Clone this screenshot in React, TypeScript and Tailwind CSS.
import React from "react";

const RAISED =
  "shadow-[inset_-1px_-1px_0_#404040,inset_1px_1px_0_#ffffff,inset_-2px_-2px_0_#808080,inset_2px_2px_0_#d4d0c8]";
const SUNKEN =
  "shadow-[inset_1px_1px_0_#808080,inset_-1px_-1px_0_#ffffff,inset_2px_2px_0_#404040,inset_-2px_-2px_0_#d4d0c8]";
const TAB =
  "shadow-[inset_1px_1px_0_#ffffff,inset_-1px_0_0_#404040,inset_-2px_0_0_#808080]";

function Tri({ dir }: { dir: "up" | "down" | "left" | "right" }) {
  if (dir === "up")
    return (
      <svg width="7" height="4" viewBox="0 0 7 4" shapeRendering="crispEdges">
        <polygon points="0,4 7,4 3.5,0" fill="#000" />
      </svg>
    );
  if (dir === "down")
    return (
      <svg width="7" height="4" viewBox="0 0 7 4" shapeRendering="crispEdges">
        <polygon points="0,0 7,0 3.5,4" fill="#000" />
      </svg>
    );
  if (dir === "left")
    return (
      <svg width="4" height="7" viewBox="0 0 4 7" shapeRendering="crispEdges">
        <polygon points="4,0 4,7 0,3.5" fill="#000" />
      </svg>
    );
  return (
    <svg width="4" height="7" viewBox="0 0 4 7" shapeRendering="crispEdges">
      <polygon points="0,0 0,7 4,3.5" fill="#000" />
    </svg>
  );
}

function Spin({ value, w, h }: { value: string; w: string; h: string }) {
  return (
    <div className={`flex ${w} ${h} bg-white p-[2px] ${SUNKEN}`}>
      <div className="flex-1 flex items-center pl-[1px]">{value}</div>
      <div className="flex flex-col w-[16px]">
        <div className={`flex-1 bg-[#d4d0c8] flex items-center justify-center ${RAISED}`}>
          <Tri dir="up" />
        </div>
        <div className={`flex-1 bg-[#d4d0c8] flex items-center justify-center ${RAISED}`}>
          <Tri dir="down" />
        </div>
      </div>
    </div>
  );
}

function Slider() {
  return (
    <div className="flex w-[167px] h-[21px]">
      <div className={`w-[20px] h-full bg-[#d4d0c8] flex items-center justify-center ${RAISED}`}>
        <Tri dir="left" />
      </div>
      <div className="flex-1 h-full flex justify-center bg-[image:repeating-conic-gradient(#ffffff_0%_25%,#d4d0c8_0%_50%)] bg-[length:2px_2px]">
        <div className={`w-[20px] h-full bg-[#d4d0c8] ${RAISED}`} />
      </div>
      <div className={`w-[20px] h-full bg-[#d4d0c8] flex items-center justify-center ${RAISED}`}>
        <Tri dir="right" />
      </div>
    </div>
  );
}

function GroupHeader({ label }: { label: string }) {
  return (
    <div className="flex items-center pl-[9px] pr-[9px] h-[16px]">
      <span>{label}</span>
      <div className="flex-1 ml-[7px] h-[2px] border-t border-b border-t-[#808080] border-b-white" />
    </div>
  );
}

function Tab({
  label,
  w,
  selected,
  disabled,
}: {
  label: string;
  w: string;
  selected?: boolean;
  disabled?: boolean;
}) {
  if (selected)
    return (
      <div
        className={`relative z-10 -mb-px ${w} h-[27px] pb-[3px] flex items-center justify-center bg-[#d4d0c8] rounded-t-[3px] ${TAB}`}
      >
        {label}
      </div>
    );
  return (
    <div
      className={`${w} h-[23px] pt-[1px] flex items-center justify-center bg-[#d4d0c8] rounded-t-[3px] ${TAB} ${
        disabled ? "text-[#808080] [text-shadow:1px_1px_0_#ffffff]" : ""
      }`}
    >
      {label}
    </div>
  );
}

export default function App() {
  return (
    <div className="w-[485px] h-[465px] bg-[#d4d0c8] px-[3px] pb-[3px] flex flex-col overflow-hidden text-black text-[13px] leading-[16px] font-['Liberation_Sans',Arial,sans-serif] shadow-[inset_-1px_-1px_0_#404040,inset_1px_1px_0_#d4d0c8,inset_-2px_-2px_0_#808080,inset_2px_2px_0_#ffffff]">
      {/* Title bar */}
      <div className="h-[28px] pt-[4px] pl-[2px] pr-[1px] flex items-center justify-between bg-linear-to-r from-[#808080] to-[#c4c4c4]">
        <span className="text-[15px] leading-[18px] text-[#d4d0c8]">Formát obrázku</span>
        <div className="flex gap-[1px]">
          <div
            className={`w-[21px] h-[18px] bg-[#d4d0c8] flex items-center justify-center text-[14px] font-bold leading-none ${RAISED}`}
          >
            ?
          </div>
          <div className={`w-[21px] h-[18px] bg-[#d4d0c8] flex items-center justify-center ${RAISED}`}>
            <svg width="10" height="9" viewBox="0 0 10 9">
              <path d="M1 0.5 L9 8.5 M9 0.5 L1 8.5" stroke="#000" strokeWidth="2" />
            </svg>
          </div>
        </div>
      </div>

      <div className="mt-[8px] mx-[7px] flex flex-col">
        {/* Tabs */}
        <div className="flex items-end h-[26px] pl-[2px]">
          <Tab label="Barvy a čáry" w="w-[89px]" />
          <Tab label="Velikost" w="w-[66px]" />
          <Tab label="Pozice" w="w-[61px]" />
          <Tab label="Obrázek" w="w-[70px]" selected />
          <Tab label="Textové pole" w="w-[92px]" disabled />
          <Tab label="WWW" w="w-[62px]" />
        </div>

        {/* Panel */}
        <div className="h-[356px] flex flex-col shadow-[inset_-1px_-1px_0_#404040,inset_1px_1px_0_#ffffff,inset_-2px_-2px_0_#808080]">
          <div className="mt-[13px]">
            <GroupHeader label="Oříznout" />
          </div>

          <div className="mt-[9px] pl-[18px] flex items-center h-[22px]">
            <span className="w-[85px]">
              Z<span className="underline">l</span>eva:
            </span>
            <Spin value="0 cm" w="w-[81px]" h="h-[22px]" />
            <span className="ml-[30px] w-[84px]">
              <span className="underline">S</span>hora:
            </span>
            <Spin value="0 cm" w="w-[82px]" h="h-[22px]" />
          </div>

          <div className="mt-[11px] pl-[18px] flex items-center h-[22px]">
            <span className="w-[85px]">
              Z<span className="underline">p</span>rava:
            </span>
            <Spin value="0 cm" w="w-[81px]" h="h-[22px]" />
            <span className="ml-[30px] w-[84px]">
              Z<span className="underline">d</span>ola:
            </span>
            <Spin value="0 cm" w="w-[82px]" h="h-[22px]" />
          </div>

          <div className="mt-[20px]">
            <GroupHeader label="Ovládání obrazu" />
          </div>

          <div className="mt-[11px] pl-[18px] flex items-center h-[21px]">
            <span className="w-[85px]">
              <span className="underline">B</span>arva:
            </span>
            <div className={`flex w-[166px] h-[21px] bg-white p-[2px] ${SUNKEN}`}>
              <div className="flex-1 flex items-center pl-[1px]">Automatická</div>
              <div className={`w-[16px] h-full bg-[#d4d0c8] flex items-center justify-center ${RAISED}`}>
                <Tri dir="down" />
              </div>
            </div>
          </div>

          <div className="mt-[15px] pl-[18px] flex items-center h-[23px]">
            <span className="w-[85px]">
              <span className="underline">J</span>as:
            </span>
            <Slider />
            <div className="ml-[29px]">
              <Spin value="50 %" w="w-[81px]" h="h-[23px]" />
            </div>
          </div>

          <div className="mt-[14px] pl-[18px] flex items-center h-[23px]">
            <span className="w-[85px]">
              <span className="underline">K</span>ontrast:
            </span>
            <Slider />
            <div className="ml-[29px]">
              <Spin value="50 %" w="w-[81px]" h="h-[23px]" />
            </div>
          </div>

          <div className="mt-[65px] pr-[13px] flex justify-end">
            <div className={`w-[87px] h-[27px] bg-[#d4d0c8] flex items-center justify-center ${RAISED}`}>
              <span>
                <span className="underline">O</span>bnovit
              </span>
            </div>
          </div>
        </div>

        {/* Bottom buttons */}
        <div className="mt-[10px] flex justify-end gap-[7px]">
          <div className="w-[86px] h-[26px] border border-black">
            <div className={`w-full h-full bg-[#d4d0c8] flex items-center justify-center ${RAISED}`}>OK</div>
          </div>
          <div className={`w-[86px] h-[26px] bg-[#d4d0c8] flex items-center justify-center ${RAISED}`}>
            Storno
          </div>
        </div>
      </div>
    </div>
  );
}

The problem: Look above and repeat, character for character, the lines from the first one to the line with "import React from", counting both.

Result of this task:
Clone this screenshot in React, TypeScript and Tailwind CSS.
import React from "react";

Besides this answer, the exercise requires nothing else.